Emotion Theory: The Functions Emotions Serve
Building on the humanisticexistential principles inherent in the therapeutic approaches of Rogers, Perls, and Gendlin (Rogers, 1951; Perls, 1969, 1973; Gendlin, 1981, 1996), Greenberg became interested in the developing field of emotion theory (Arnold, 1960; Fridja, 1986; Izard, 1977; Tomkins, 1962). He intuitively understood and believed that emotion was a primary source of motivation and regulation in human functioning and saw this as implicit in the theories of Rogers, Perls, and other humanistic theories. He saw that emotional responses, not cognitions or beliefs, prompted primary evaluations of goal attainment success and signaled the personal significance of events for clients, and as such should be the focus of therapeutic intervention. Working with then-graduate student Jeremy Safran, Greenberg published Emotion in Psychotherapy (Greenberg & Safran, 1987), an initial articulation of the principles of working with emotion in therapy. A key development here was the distinction between different types of emotion. It was recognized that not all emotions serve the same function and that a differential model of emotion was needed. Thus, primary adaptive emotion responses were seen as direct reactions consistent with the immediate situation that help the person take appropriate action, whereas primary maladaptive emotions, although also direct reactions to situations, were seen as associated with negative learning experiences and no longer helping the person cope constructively with the situations that elicit them. Secondary reactive emotions are covers or defensive emotions that obscure or transform the original emotion and lead to actions which are, again, not entirely appropriate to the current situation. Instrumental emotions are emotions expressed to influence or control others.

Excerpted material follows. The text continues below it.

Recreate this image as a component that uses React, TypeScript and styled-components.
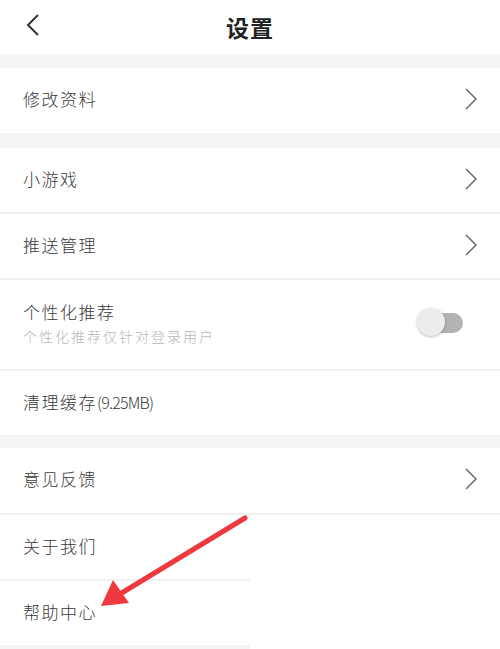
import React from "react";
import styled, { createGlobalStyle } from "styled-components";

const GlobalStyle = createGlobalStyle`
    html, body {
        margin: 0;
        padding: 0;
        background: #ffffff;
    }
    body {
        font-family: "Noto Sans CJK SC", "Noto Sans", sans-serif;
    }
`;

const Page = styled.div`
    position: relative;
    width: 500px;
    height: 649px;
    overflow: hidden;
    background: #ffffff;
`;

const Header = styled.div`
    height: 54px;
    display: flex;
    align-items: center;
    justify-content: center;
    position: relative;
`;

const BackButton = styled.span`
    position: absolute;
    left: 25px;
    top: 13px;
    display: flex;
`;

const Title = styled.h1`
    margin: 0;
    font-size: 23px;
    font-weight: 700;
    color: #222;
    letter-spacing: 1px;
`;

const Gap = styled.div<{ $h: number; $w?: string }>`
    height: ${({ $h }) => $h}px;
    width: ${({ $w }) => $w || "100%"};
    background: #f5f5f5;
`;

const Row = styled.div<{ $h?: number }>`
    height: ${({ $h }) => $h || 64}px;
    display: flex;
    align-items: center;
    justify-content: space-between;
    padding: 0 22px 3px 23px;
    box-sizing: border-box;
`;

const Divider = styled.div<{ $w?: string }>`
    height: 2px;
    width: ${({ $w }) => $w || "100%"};
    background: #f1f1f1;
`;

const Texts = styled.div`
    display: flex;
    flex-direction: column;
    gap: 4px;
`;

const Label = styled.span`
    font-size: 17px;
    font-weight: 300;
    color: #3a3a3a;
    letter-spacing: 1.5px;
    line-height: 22px;
`;

const Latin = styled.span`
    font-size: 16px;
    letter-spacing: -0.8px;
`;

const SubLabel = styled.span`
    font-size: 14px;
    font-weight: 300;
    color: #b8b8b8;
    letter-spacing: 2px;
    line-height: 18px;
`;

const Toggle = styled.div`
    position: relative;
    width: 46px;
    height: 30px;
    margin-right: 15px;
`;

const Track = styled.div`
    position: absolute;
    right: 0;
    top: 5px;
    width: 32px;
    height: 20px;
    border-radius: 10px;
    background: #b3b3b3;
`;

const Knob = styled.div`
    position: absolute;
    left: 0;
    top: 0;
    width: 28px;
    height: 28px;
    border-radius: 50%;
    background: #ececec;
    box-shadow: 0 1px 3px rgba(0, 0, 0, 0.25);
`;

const Arrow = styled.svg`
    position: absolute;
    left: 0;
    top: 0;
    pointer-events: none;
`;

const Chevron = () => (
    <svg width="14" height="22" viewBox="0 0 14 22">
        <path d="M2 1 L12 11 L2 21" fill="none" stroke="#6a6a6a" strokeWidth="1.5" />
    </svg>
);

const items = [
    { label: "小游戏", chevron: true },
    { label: "推送管理", chevron: true },
];

const App = () => {
    return (
        <Page>
            <GlobalStyle />
            <Header>
                <BackButton>
                    <svg width="16" height="24" viewBox="0 0 16 24">
                        <path d="M13 2 L3 12 L13 22" fill="none" stroke="#333" strokeWidth="2" />
                    </svg>
                </BackButton>
                <Title>设置</Title>
            </Header>
            <Gap $h={14} />
            <Row $h={65}>
                <Label>修改资料</Label>
                <Chevron />
            </Row>
            <Gap $h={15} />
            {items.map((it) => (
                <React.Fragment key={it.label}>
                    <Row $h={64}>
                        <Label>{it.label}</Label>
                        <Chevron />
                    </Row>
                    <Divider />
                </React.Fragment>
            ))}
            <Row $h={89}>
                <Texts>
                    <Label>个性化推荐</Label>
                    <SubLabel>个性化推荐仅针对登录用户</SubLabel>
                </Texts>
                <Toggle>
                    <Track />
                    <Knob />
                </Toggle>
            </Row>
            <Divider />
            <Row $h={64}>
                <Label>清理缓存<Latin>(9.25MB)</Latin></Label>
            </Row>
            <Gap $h={13} />
            <Row $h={65}>
                <Label>意见反馈</Label>
                <Chevron />
            </Row>
            <Divider />
            <Row $h={64}>
                <Label>关于我们</Label>
            </Row>
            <Divider $w="250px" />
            <Row $h={64}>
                <Label>帮助中心</Label>
            </Row>
            <Gap $h={8} $w="250px" />
            <Arrow width="500" height="649" viewBox="0 0 500 649">
                <line x1="245" y1="518" x2="120" y2="594" stroke="#ee3a3f" strokeWidth="5" strokeLinecap="round" />
                <polygon points="101,606 113,580 129,603" fill="#ee3a3f" />
            </Arrow>
        </Page>
    );
};

export default App;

Development of EFT for Couples
Influenced by his time spent at the Mental Research Institute in Palo Alto studying and working with couples and families, Greenberg came to see emotion as a primary communication system in couples. At the same time, Greenberg was also impressed with the importance of cycles and the power dynamics in the relationship. His interest in studying couples had evolved mainly from his research, begun in his doctoral years on how individuals resolved intrapsychic conflict, in which he found that softening of the critic led to resolution. From his perspective, the EFT for couples process looked very much like intrapersonal conflict resolution, but now it was a critical or blaming partner who softened and a withdrawn partner who revealed. He received a grant from the Social Science and Humanities Research Council of Canada to study how couples resolved conflict, and it was from this that the EFT for couples therapy manual and the first outcome study were developed. It was the integration of his work on emotion with his training with Virginia Satir and his work at Palo Alto with systemic therapists that led to the innovative development of emotionally focused couples therapy that was later tested in his graduate student Susan Johnsons dissertation (Greenberg & Johnson, 1988; Johnson & Greenberg, 1985). At the heart of the theory was the revealing of underlying vulnerable primary feelings and circular interactions around closeness (attachment) and dominance (influence). Both emotion and interaction, and affiliation and influence, seemed important to help conceptualize, understand, and treat couples. As noted in the Preface, Susan Johnson later developed the therapy with a strong emphasis on the attachment piece (Johnson, 2004). Further theoretical developments in EFT for couples are outlined later in the chapter.